Como no se encontró ninguna denominación mejor, le dieron en llamar “folklore joven” a ese fenómeno que incorporaba nuevas audiencias a un género que, por estar anclado en la tradición, había quedado recluido a los favores de escuchas adultos, más que nada residentes en el interior del país. Es probable que el desplazamiento de chicas y chicos hacia las grandes ciudades en procura de puestos laborales o de universidades donde cursar estudios superiores, haya sido determinante en la construcción de ese mercado ávido de productos como zambas, chacareras o carnavalitos, cuyos orígenes se remontan a regiones bastante alejadas de la urbanidad.

Como parte de la camada de figuras que surgieron entonces, se colaron nombres no tan juveniles, como los de Los Nocheros, el Chaqueño Palavecino o Cuti y Roberto Carabajal, quienes a pesar de no entrar dentro del rango de edad de esos públicos nacientes, lograban sintonizar con sus preferencias. Al mismo tiempo, formaciones que exudaban juventud como Los Tekis, Los Alonsitos o Amboé, practicaban adaptaciones modernas del chamamé y el huayno, procedimientos que les garantizaban sonar a la moda y hasta ingresar a las discotecas, esos reductos bailables en los que hasta ese momento el folklore no había tenido cabida.

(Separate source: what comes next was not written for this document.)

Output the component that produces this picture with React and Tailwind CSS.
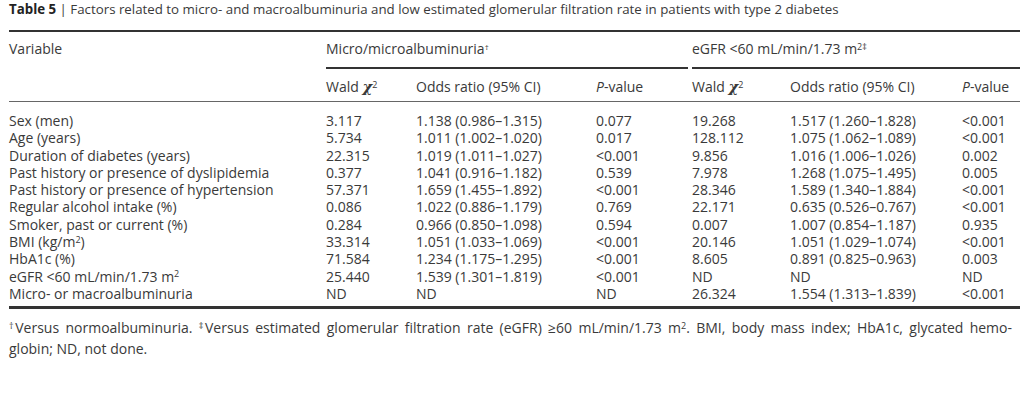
import React from 'react';

const rows = [
  ['Sex (men)', '3.117', '1.138 (0.986–1.315)', '0.077', '19.268', '1.517 (1.260–1.828)', '<0.001'],
  ['Age (years)', '5.734', '1.011 (1.002–1.020)', '0.017', '128.112', '1.075 (1.062–1.089)', '<0.001'],
  ['Duration of diabetes (years)', '22.315', '1.019 (1.011–1.027)', '<0.001', '9.856', '1.016 (1.006–1.026)', '0.002'],
  ['Past history or presence of dyslipidemia', '0.377', '1.041 (0.916–1.182)', '0.539', '7.978', '1.268 (1.075–1.495)', '0.005'],
  ['Past history or presence of hypertension', '57.371', '1.659 (1.455–1.892)', '<0.001', '28.346', '1.589 (1.340–1.884)', '<0.001'],
  ['Regular alcohol intake (%)', '0.086', '1.022 (0.886–1.179)', '0.769', '22.171', '0.635 (0.526–0.767)', '<0.001'],
  ['Smoker, past or current (%)', '0.284', '0.966 (0.850–1.098)', '0.594', '0.007', '1.007 (0.854–1.187)', '0.935'],
  [<>BMI (kg/m<sup className="text-[9px]">2</sup>)</>, '33.314', '1.051 (1.033–1.069)', '<0.001', '20.146', '1.051 (1.029–1.074)', '<0.001'],
  ['HbA1c (%)', '71.584', '1.234 (1.175–1.295)', '<0.001', '8.605', '0.891 (0.825–0.963)', '0.003'],
  [<>eGFR &lt;60 mL/min/1.73 m<sup className="text-[9px]">2</sup></>, '25.440', '1.539 (1.301–1.819)', '<0.001', 'ND', 'ND', 'ND'],
  ['Micro- or macroalbuminuria', 'ND', 'ND', 'ND', '26.324', '1.554 (1.313–1.839)', '<0.001'],
];

const cols = 'grid grid-cols-[317px_90px_180px_96px_98px_172px_1fr]';

function Wald(){
  return <>Wald <span className="font-['DejaVu_Serif'] italic font-bold text-[15px]">χ</span><sup className="text-[9px]">2</sup></>;
}

export default function App(){
  return (
    <div className="w-[1024px] h-[415px] bg-white text-[#3a3a3a] text-[14px] font-['Open_Sans',sans-serif] px-[9px]">
      <div className="leading-[19px] text-[13.3px]">
        <b className="font-bold text-[#222]">Table 5</b> | Factors related to micro- and macroalbuminuria and low estimated glomerular filtration rate in patients with type 2 diabetes
      </div>
      <div className="mt-[11px] border-t-[2px] border-[#333] w-[1011px]">
        <div className={cols + ' leading-[19px] pt-[7px]'}>
          <div>Variable</div>
          <div className="col-span-3 pr-[4px]">
            <div>Micro/microalbuminuria<sup className="text-[8px]">†</sup></div>
            <div className="mt-[9px] border-t-[2px] border-[#333]"></div>
          </div>
          <div className="col-span-3">
            <div>eGFR &lt;60 mL/min/1.73 m<sup className="text-[9px]">2‡</sup></div>
            <div className="mt-[9px] border-t-[2px] border-[#333]"></div>
          </div>
        </div>
        <div className={cols + ' leading-[19px] pt-[8px] pb-[4px] border-b border-[#666]'}>
          <div></div>
          <div><Wald /></div>
          <div>Odds ratio (95% CI)</div>
          <div><i>P</i>-value</div>
          <div><Wald /></div>
          <div>Odds ratio (95% CI)</div>
          <div><i>P</i>-value</div>
        </div>
        <div className="pt-[10px] pb-[4px] border-b-[3px] border-[#333]">
          {rows.map((r, i) => (
            <div key={i} className={cols + ' leading-[17.3px]'}>
              {r.map((c, j) => <div key={j} className="whitespace-nowrap">{c}</div>)}
            </div>
          ))}
        </div>
      </div>
      <div className="mt-[8px] leading-[21px] w-[1003px]">
        <div className="text-justify [text-align-last:justify]">
          <sup className="text-[9px] mr-[-1px]">†</sup>Versus normoalbuminuria. <sup className="text-[9px] mr-[-1px]">‡</sup>Versus estimated glomerular filtration rate (eGFR) ≥60 mL/min/1.73 m<sup className="text-[9px]">2</sup>. BMI, body mass index; HbA1c, glycated hemo-
        </div>
        <div>globin; ND, not done.</div>
      </div>
    </div>
  );
}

Sin embargo, una tríada adolescente consagrada en los escenarios de los festivales iba a ser el mayor hallazgo de aquella tendencia que se hizo fuerte a finales del siglo pasado. Soledad Pastorutti, Abel Pintos y Luciano Pereyra, cada uno a su manera, se abrieron paso en el panorama musical con una energía propia del pop o del rock, y con esa postura irreverente con respecto a lo que marcaban las costumbres ancestrales, se posicionaron como la esperanza de un futuro en el que los sones nativos no debieran esforzarse para apenas sobrevivir, sino que más bien gozasen de una acogida fervorosa.

A casi treinta años de su revelación, puede decirse que los tres estuvieron a la altura de lo que se esperaba, cada cual inmerso en las particularidades de la orientación que le imprimieron a su carrera. Cuarentones y en plena madurez artística, por más que hayan participado de aquel “folklore joven” que los enroló en sus inicios, hoy sus interpretaciones van más allá de cualquier encasillamiento. Se manejan con soltura de la cumbia al pop y del rock a la balada, sin que esos vaivenes les desdibujen el perfil que se han trazado ni les quiten la fidelidad de sus fans.

Y tal vez esos destinos paralelos que coinciden en su coherencia, han llevado a que dos de ellos, Abel Pintos y Luciano Pereyra, hayan decidido reunirse en escena y anunciar que compartirán una serie de diez conciertos en el Luna Park, cuya realización está prevista para noviembre. Muchos se ilusionan con que esa juntada se pueda prolongar en Jesús María, Cosquín o Villa María, aquellos sitios donde han sabido cosechar aplausos y ovaciones de quienes han crecido junto a ellos. Ni folkloristas ni jóvenes, ahora se disponen a cerrar el círculo que se abrió acá cerca y hace tiempo.